Fatigue and Tiredness
RA often brings about persistent fatigue and tiredness, impacting daily activities. This fatigue is not solely due to physical symptoms but is also influenced by the overall toll RA takes on the body.
Generalized weakness is a common symptom of RA, affecting the overall strength and endurance of individuals. This can further contribute to the challenges posed by the condition in daily life.
How is Rheumatoid Arthritis diagnosed?
RA is diagnosed by reviewing symptoms, conducting a physical examination, and doing X-rays and lab tests. It’s best to diagnose RA early, within 6 months of the onset of symptoms, so that people with the disease can begin treatment to slow or stop disease progression (for example, damage to joints). Diagnosis and effective treatments, particularly treatment to suppress or control inflammation, can help reduce the damaging effects of RA.
Treatment for Rheumatoid Arthritis
There is no particular cure available for Rheumatoid Arthritis. It is not curable. Early Diagnosis and its management can reduce symptoms, slow down the disease and prevent disability. Management of rheumatoid arthritis often involves different health workers, who contribute to a rehabilitative strategy made to a person’s needs and preferences.

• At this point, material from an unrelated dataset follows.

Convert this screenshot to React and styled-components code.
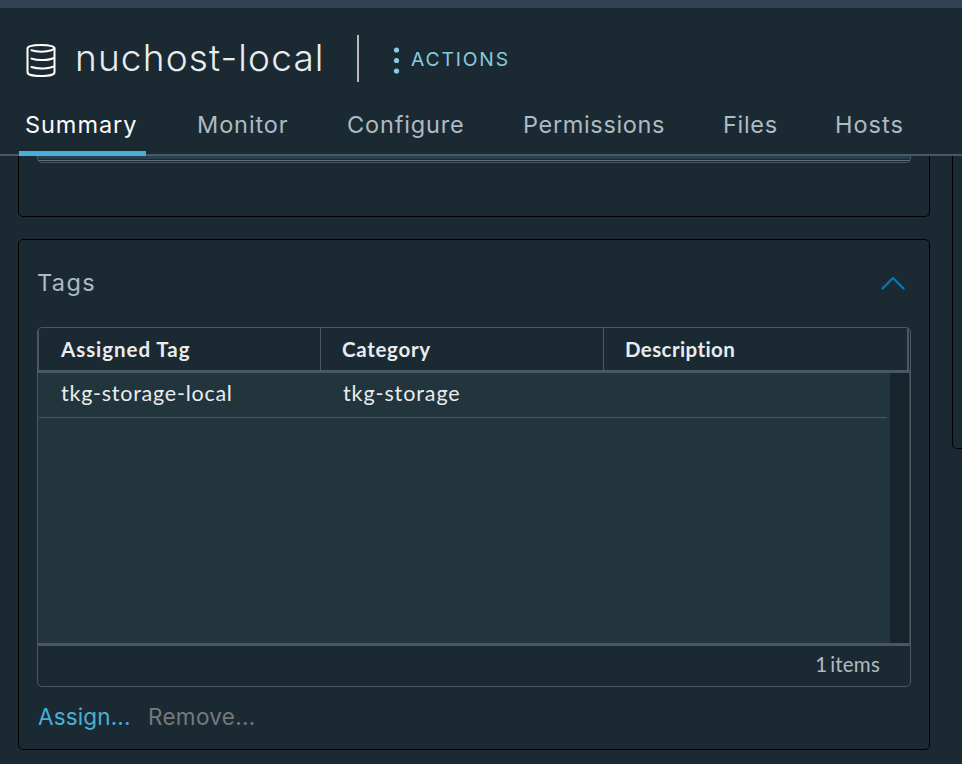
import React from "react";
import styled, { createGlobalStyle } from "styled-components";

const c = {
  bg: "#1b2a32",
  line: "#495865",
  text: "#adbbc4",
  bright: "#e9ecef",
  panel: "#22343c",
};
const display = `Inter, "Liberation Sans", sans-serif`;
const body = `Lato, "Liberation Sans", sans-serif`;

const Global = createGlobalStyle`
  * { box-sizing: border-box; }
  body { margin: 0; background: ${c.bg}; overflow: hidden; }
`;

const Page = styled.div`
  width: 962px;
  height: 764px;
  overflow: hidden;
  display: flex;
  flex-direction: column;
  background: ${c.bg};
  color: ${c.text};
  font-family: ${display};
  font-variant-ligatures: none;
  white-space: nowrap;
`;

const TopStrip = styled.div`
  height: 8px;
  flex: none;
  background: #314351;
`;

const Header = styled.header`
  height: 88px;
  flex: none;
  display: flex;
  align-items: center;
  padding: 12px 0 0 25px;

  > svg {
    margin-top: 3px;
  }
`;

const Title = styled.h1`
  margin: 0 0 0 18px;
  width: 282px;
  flex: none;
  font-size: 37px;
  line-height: 46px;
  font-weight: 300;
  letter-spacing: 1.15px;
  color: ${c.bright};
`;

const Divider = styled.div`
  width: 2px;
  height: 47px;
  background: #b9b9b9;
`;

const Actions = styled.button`
  display: flex;
  align-items: center;
  gap: 11px;
  margin: 3px 0 0 34px;
  padding: 0;
  border: 0;
  background: none;
  color: #89cbdf;
  font: 400 19.3px/24px ${display};
  letter-spacing: 1.85px;
`;

const ActionsLabel = styled.span`
  margin-top: -2px;
`;

const Tabs = styled.nav`
  height: 60px;
  flex: none;
  display: flex;
  padding-left: 19px;
  border-bottom: 2px solid ${c.line};
`;

const Tab = styled.a`
  height: 60px;
  width: ${(p) => p.$w}px;
  margin-right: ${(p) => p.$gap}px;
  padding: 14px 0 0 6px;
  font-size: 23.5px;
  line-height: 30px;
  font-weight: 400;
  letter-spacing: ${(p) => p.$ls}px;
  color: ${(p) => (p.$active ? "#fafafa" : c.text)};
  border-bottom: ${(p) => (p.$active ? "5px solid #49afd9" : "0")};
`;

const Main = styled.main`
  flex: 1;
  min-height: 0;
  display: flex;
  align-items: flex-start;
  gap: 22px;
  padding-left: 18px;
`;

const Column = styled.div`
  width: 912px;
  flex: none;
  display: flex;
  flex-direction: column;
  gap: 22px;
`;

const Card = styled.section`
  height: ${(p) => p.$h}px;
  padding: 0 18px;
  border: 1px solid #000;
  border-radius: ${(p) => (p.$cut ? "0 0 5px 5px" : "5px")};
  ${(p) => p.$cut && "border-top: 0;"}
`;

const SideCard = styled(Card)`
  width: 60px;
  flex: none;
  padding: 0;
`;

const GridTail = styled.div`
  height: 7px;
  border: 1px solid ${c.line};
  border-top: 0;
  border-radius: 0 0 5px 5px;
  background: linear-gradient(#28404e 0 3px, ${c.bg} 3px 4px, #5f707b 4px 5px, ${c.bg} 5px);
`;

const CardHead = styled.div`
  height: 87px;
  display: flex;
  align-items: center;
  justify-content: space-between;
  padding: 0 6px 2px 0;
`;

const CardTitle = styled.h2`
  margin: 0;
  font-size: 23.5px;
  line-height: 30px;
  font-weight: 400;
  letter-spacing: 1.4px;
`;

const Grid = styled.div`
  height: 360px;
  border: 1px solid ${c.line};
  border-radius: 5px;
  overflow: hidden;
  font-family: ${body};
`;

const GridHead = styled.div`
  height: 45px;
  display: flex;
  border-bottom: 3px solid ${c.line};
  border-left: 1px solid ${c.line};
`;

const HeadCell = styled.div`
  width: ${(p) => p.$w}px;
  border-right: ${(p) => (p.$last ? 2 : 1)}px solid ${c.line};
  padding: 7px 0 0 ${(p) => p.$pad}px;
  font-size: 20.5px;
  line-height: 28px;
  font-weight: 700;
  letter-spacing: ${(p) => p.$ls}px;
  color: ${c.bright};
`;

const GridBody = styled.div`
  height: 270px;
  display: flex;
  background: ${c.panel};
`;

const Rows = styled.div`
  width: 852px;
`;

const Row = styled.div`
  height: 45px;
  width: 848px;
  margin-left: 1px;
  display: flex;
  border-bottom: 1px solid ${c.line};
`;

const Cell = styled.div`
  width: 282px;
  padding: 6px 0 0 22px;
  font-size: 21.5px;
  line-height: 28px;
  letter-spacing: ${(p) => p.$ls}px;
  color: ${c.bright};
`;

const ScrollTrack = styled.div`
  width: 20px;
  background: #18242b;
  border-right: 1px solid #34444f;
`;

const GridFoot = styled.div`
  height: 43px;
  border-top: 3px solid ${c.line};
  padding: 4px 30px 0 0;
  text-align: right;
  font-size: 20.5px;
  line-height: 28px;
  letter-spacing: 0.2px;
  word-spacing: -2.5px;
`;

const Links = styled.div`
  display: flex;
  gap: 18px;
  padding: 15px 0 0 1px;
`;

const LinkButton = styled.button`
  width: ${(p) => p.$w}px;
  padding: 0;
  border: 0;
  background: none;
  text-align: left;
  font: 400 22.5px/30px ${display};
  letter-spacing: ${(p) => p.$ls}px;
  color: ${(p) => (p.disabled ? "#75797c" : "#49afd9")};
`;

const tabs = [
  ["Summary", 127, 45, 0.95],
  ["Monitor", 104, 46, 0.9],
  ["Configure", 129, 47, 0.85],
  ["Permissions", 154, 46, 0.65],
  ["Files", 66, 46, 0.7],
  ["Hosts", 80, 0, 1],
];

const StorageIcon = () => (
  <svg width="32" height="36" viewBox="0 0 32 36" fill="none" stroke="#fff" strokeWidth="2" strokeLinecap="round">
    <path d="M2.500 6.500C2.500 4.300 8 3 16 3S29.500 4.300 29.500 6.500v23.700c0 2.200-5.400 3.900-13.500 3.900S2.500 32.400 2.500 30.200Z" />
    <path d="M6.500 8.200c5 1.900 14.500 1.900 20 0 1.900-.7 2.800-1.100 3-1.900M6.500 16.600c6.500 2.200 17.500 1.800 22.500-.6M6.500 25c6.500 2.200 17.500 1.800 22.500-.6" />
  </svg>
);

export default function App() {
  return (
    <Page>
      <Global />
      <TopStrip />
      <Header>
        <StorageIcon />
        <Title>nuchost-local</Title>
        <Divider />
        <Actions>
          <svg width="7" height="28" viewBox="0 0 7 28" fill="currentColor">
            <circle cx="3.500" cy="4" r="2.600" />
            <circle cx="3.500" cy="14.500" r="2.600" />
            <circle cx="3.500" cy="25" r="2.600" />
          </svg>
          <ActionsLabel>ACTIONS</ActionsLabel>
        </Actions>
      </Header>
      <Tabs>
        {tabs.map(([name, w, gap, ls], i) => (
          <Tab key={name} $w={w} $gap={gap} $ls={ls} $active={i === 0}>
            {name}
          </Tab>
        ))}
      </Tabs>
      <Main>
        <Column>
          <Card $h={61} $cut>
            <GridTail />
          </Card>
          <Card $h={511}>
            <CardHead>
              <CardTitle>Tags</CardTitle>
              <svg width="24" height="14" viewBox="0 0 24 14" fill="none" stroke="#0079b8" strokeWidth="2.400" strokeLinecap="round" strokeLinejoin="round">
                <path d="M1.500 12.500 12 2l10.500 10.500" />
              </svg>
            </CardHead>
            <Grid>
              <GridHead>
                <HeadCell $w={282} $pad={22} $ls={0.95}>Assigned Tag</HeadCell>
                <HeadCell $w={283} $pad={21} $ls={0.7}>Category</HeadCell>
                <HeadCell $w={305} $pad={21} $ls={0.4} $last>Description</HeadCell>
              </GridHead>
              <GridBody>
                <Rows>
                  <Row>
                    <Cell $ls={0.75}>tkg-storage-local</Cell>
                    <Cell $ls={0.9}>tkg-storage</Cell>
                    <Cell $ls={0} />
                  </Row>
                </Rows>
                <ScrollTrack />
              </GridBody>
              <GridFoot>1 items</GridFoot>
            </Grid>
            <Links>
              <LinkButton $w={92} $ls={0.15}>Assign...</LinkButton>
              <LinkButton $w={110} $ls={0.3} disabled>Remove...</LinkButton>
            </Links>
          </Card>
        </Column>
        <SideCard $h={293} $cut />
      </Main>
    </Page>
  );
}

Therapeutic approaches help to improve and maintain joint mobility and muscle strength, to reduce and cope with pain, and to increase exercise capacity and the ability to perform daily activities.
Following is the list of a few medicines which are usually prescribed by a doctor and are advised by WHO to reduce inflammation, pain and swelling:
- non-steroidal anti-inflammatory drugs (NSAIDs)
- disease-modifying antirheumatic drugs (DMARDs)
- biological agents.
How can we manage Rheumatoid Arthritis?
Experts recommend that ideally, adults be moderately physically active for 150 minutes per week, like walking, swimming, or biking 30 minutes a day for five days a week. You can break these 30 minutes into three separate ten-minute sessions during the day. Regular physical activity can also reduce the risk of developing other chronic diseases such as heart disease, diabetes, and depression.
Physical Activity Programs
Participation in physical activity programs can help reduce pain and disability related to RA and improve mood and the ability to move. Classes take place at local, parks, and community centers. These classes can help people with RA feel better.S
Participants with arthritis and gain confidence in learning how to control their symptoms, how to live well with arthritis, and how arthritis affects their lives. Learn more about the proven self-management education programs that the CDC recommends.
Stop Smoking & Maintain a Healthy Weight
Cigarette smoking makes the disease worse and can cause other medical problems. Smoking can also make it more difficult to stay physically active, which is an important part of managing RA. Obesity can cause numerous problems for people with RA and so it’s important to maintain a healthy weight.